Canada* 18 now, 2 under construction 1.54 GW, 2 planned 2 GW
China 10 now, 5 under construction 4.1 GW, 13 planned 13GW, 50 proposed, 36GW
India 16 now, 7 under construction 3.2GW, 4 planned 2.8GW, 15 proposed, 11.1GW
Japan 55 now, 2 under construction 2.3GW, 11 planned 15GW
S Korea 20 now, 1 under construction 950MW, 7 planned 8.25GW
Russia 31 now, 3 under construction 2.65GW, 8 planned 9.6GW, 18 proposed 21.6GW

3 comments:

Anonymous said...

What has improved since 3-mile Island?

bw said...

three mile island was in 1979
http://en.wikipedia.org/wiki/Three_Mile_Island_accident

In the 26 years since then coal power has killed over 26 million people worldwide.

three mile island killed no one.

Currently nuclear energy saves the emission of 2.5 billion tonnes of CO2 relative to coal. For every 22 tonnes of uranium used, one million tonnes of CO2 emissions is averted. Energy inputs to nuclear fuel cycle produce only a few (eg 1-3) percent of the CO 2 emissions saved. Doubling the world's nuclear output would reduce CO2 emissions from power generation by about one quarter.

(plus reduction of particulates, SOX, NOX, merury, arsenic etc...)

It cots over $100 per ton to sequester one ton of CO2 and it is only being piloted in some locations.

Below are procedural and design changes:
As a result of the TMI-2 incident, nuclear reactor operator training has been improved. Before the incident it focused on diagnosing the underlying problem; afterwards, it focused on reacting to the emergency by going through a standardized checklist to ensure that the core is receiving enough coolant under sufficient pressure.

In addition to the improved operating training, improvements in quality assurance, engineering, operational surveillance and emergency planning have been instituted. Improvements in control room habitability, "sight lines" to instruments, ambiguous indications and even the placement of "trouble" tags were made; some trouble tags were covering important instrument indications during the accident. Improved surveillance of critical systems, structures and components required for cooling the plant and mitigating the escape of radionuclides during an emergency were also implemented. In addition, each nuclear site must now have an approved emergency plan to direct the evacuation of the public within a ten mile Emergency Planning Zone (EPZ) and to facilitate rapid notification and evacuation. This plan is periodically rehearsed with federal and local authorities to ensure that all groups work together quickly and efficiently.

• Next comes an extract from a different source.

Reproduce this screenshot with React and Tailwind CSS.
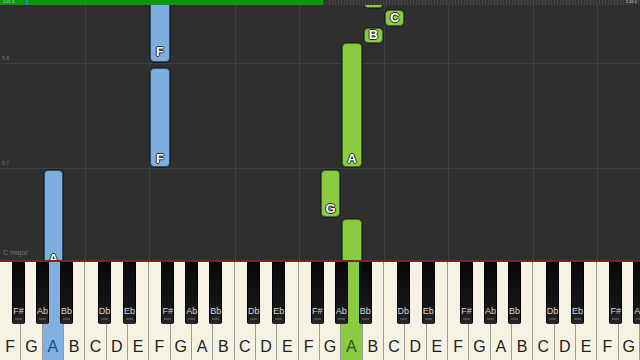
import React from "react";

const KW = 640 / 30;
const WHITE = ["F","G","A","B","C","D","E"];
const whiteKeys = Array.from({ length: 30 }, (_, i) => WHITE[i % 7]);
const BLACK = [
  { o: 12, l: "F#" },
  { o: 36, l: "Ab" },
  { o: 60, l: "Bb" },
  { o: 98, l: "Db" },
  { o: 123, l: "Eb" },
];
const blackKeys = [];
for (let k = 0; k < 5; k++) {
  for (const b of BLACK) {
    const x = k * KW * 7 + b.o;
    if (x < 640) blackKeys.push({ x, l: b.l });
  }
}

// notes: key index, top, bottom (page y), color, label
const notes = [
  { k: 7, t: -4, b: 62, c: "blue", l: "F", lb: 51 },
  { k: 7, t: 68, b: 167, c: "blue", l: "F" },
  { k: 2, t: 170, b: 270, c: "blue", l: "A", lb: 258 },
  { k: 16, t: 43, b: 167, c: "green", l: "A" },
  { k: 15, t: 170, b: 217, c: "green", l: "G" },
  { k: 16, t: 219, b: 290, c: "green", l: "" },
  { k: 17, t: 28, b: 43, c: "green", l: "B" },
  { k: 18, t: 10, b: 26, c: "green", l: "C" },
  { k: 17, t: -12, b: 8, c: "green", l: "B" },
];

const vLines = [4, 7, 11, 14, 18, 21, 25, 28];

function Note({ n }) {
  const blue = n.c === "blue";
  const top = n.t - 5;
  const h = n.b - n.t;
  const labelY = (n.lb ?? n.b - 9) - 5;
  return (
    <>
      <div
        className={
          "absolute rounded-[4px] border " +
          (blue
            ? "bg-[#7eaedd] border-[#2c4d6e] shadow-[0_0_0_1px_#1f1f1f]"
            : "bg-[#8acb42] border-[#3d6b17] shadow-[0_0_0_1px_#1f1f1f]")
        }
        style={{ left: n.k * KW + 1, width: KW - 2, top, height: h }}
      />
      {n.l && (
        <div
          className="absolute flex items-center justify-center text-[13px] font-bold text-white leading-none [text-shadow:-1px_0_#2a2a2a,1px_0_#2a2a2a,0_-1px_#2a2a2a,0_1px_#2a2a2a]"
          style={{ left: n.k * KW, width: KW, top: labelY - 7, height: 14 }}
        >
          {n.l}
        </div>
      )}
    </>
  );
}

export default function App() {
  return (
    <div className="w-[640px] h-[360px] flex flex-col overflow-hidden bg-[#2e2e2e] antialiased [font-family:'Liberation_Sans',Arial,sans-serif]">
      {/* top progress bar */}
      <div className="h-[5px] flex shrink-0 relative bg-[#3b3b3b]">
        <div className="w-[323px] h-full bg-[#0b960b]" />
        <div className="flex-1 h-full bg-[repeating-linear-gradient(90deg,#444_0,#444_1px,#333_1px,#333_3px)]" />
        <span className="absolute left-[3px] top-[0px] text-[4px] leading-none text-[#cde]">1:21.3</span>
        <div className="absolute left-[26px] top-[0px] w-[2px] h-[5px] bg-[#3a7bd5]" />
        <span className="absolute right-[3px] top-[0px] text-[4px] leading-none text-[#ccc]">2:45.0</span>
      </div>

      {/* note roll */}
      <div className="relative h-[255px] shrink-0 overflow-hidden bg-[#2f2f2f]">
        {vLines.map((i) => (
          <div
            key={i}
            className="absolute top-0 bottom-0 w-px bg-[#404040]"
            style={{ left: Math.round(i * KW) }}
          />
        ))}
        <div className="absolute left-0 right-0 top-[58px] h-px bg-[#3f3f3f]" />
        <div className="absolute left-0 right-0 top-[163px] h-px bg-[#3f3f3f]" />
        <span className="absolute left-[2px] top-[51px] text-[5px] leading-none text-[#777]">5.8</span>
        <span className="absolute left-[2px] top-[156px] text-[5px] leading-none text-[#777]">5.7</span>
        <span className="absolute left-[3px] top-[244px] text-[7px] leading-none text-[#777]">C major</span>
        {notes.map((n, i) => (
          <Note key={i} n={n} />
        ))}
      </div>

      {/* red line */}
      <div className="h-[2px] shrink-0 bg-[#7e2222]" />

      {/* keyboard */}
      <div className="relative flex-1 flex">
        {whiteKeys.map((l, i) => {
          const blue = i === 2;
          const green = i === 16;
          return (
            <div
              key={i}
              className={
                "flex-1 h-full border-r border-[#9a9a9a] flex items-end justify-center pb-[5px] " +
                (blue ? "bg-[#80b1e1]" : green ? "bg-[#8acb42]" : "bg-[#f6f2e4]")
              }
            >
              <span
                className={
                  "text-[16px] leading-none " +
                  (blue ? "text-[#1d4a7e]" : green ? "text-[#2a5512]" : "text-[#222]")
                }
              >
                {l}
              </span>
            </div>
          );
        })}
        {blackKeys.map((b, i) => (
          <div
            key={i}
            className="absolute top-0 w-[13px] h-[62px] rounded-b-[2px] bg-[linear-gradient(180deg,#080808_0%,#161616_70%,#262626_100%)] border-x border-[#000] flex flex-col items-center justify-end pb-[4px]"
            style={{ left: b.x }}
          >
            <span className="text-[9px] leading-none text-[#d8d8d8]">{b.l}</span>
            <div className="mt-[2px] w-[7px] h-[2px] bg-[#4a4a4a]" />
          </div>
        ))}
      </div>
    </div>
  );
}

http://www.eoearth.org/article/Advanced_nuclear_power_reactors

Third-generation reactors have:

a standardized design for each type to expedite licensing, reduce capital cost and reduce construction time;
a simpler and more rugged design, making them easier to operate and less vulnerable to operational upsets;
higher availability and longer operating life—typically 60 years;
reduced possibility of core melt accidents;
minimal effect on the environment;
higher burn-up to reduce fuel use and waste; and
burnable absorbers ("poisons") to extend fuel life.
The greatest departure from second-generation designs is that many third-generation reactors incorporate passive or inherent safety features that require no active controls or operational intervention to avoid accidents in the event of malfunction, and may rely on gravity, natural convection or resistance to high temperatures. Traditional nuclear reactor safety systems are 'active' in the sense that they involve electrical or mechanical operation on command. Some engineered systems operate passively, e.g., pressure relief valves. Both require parallel redundant systems. Inherent or full passive safety depends only on physical phenomena such as convection, gravity or resistance to high temperatures, not on functioning of engineered components. Many are larger than their predecessors.

Jan Zimak said...

bw, agree with your all your assertions, except the $100 figure to sequester a tonne of CO2.

I just completed a final year chemical engineering design project on a MEA absorption based CCS (carbon capture and sequestration) plant. Our final figure was AUD 29/tonne. I think 'over $100/tonne' is 'slightly' an overestimate.

btw, i am completely in favour of a nuclear push. As in, i'd rather keep my room clean than have to clean it up when it such a mess that i can't even find a clean pair of jocks.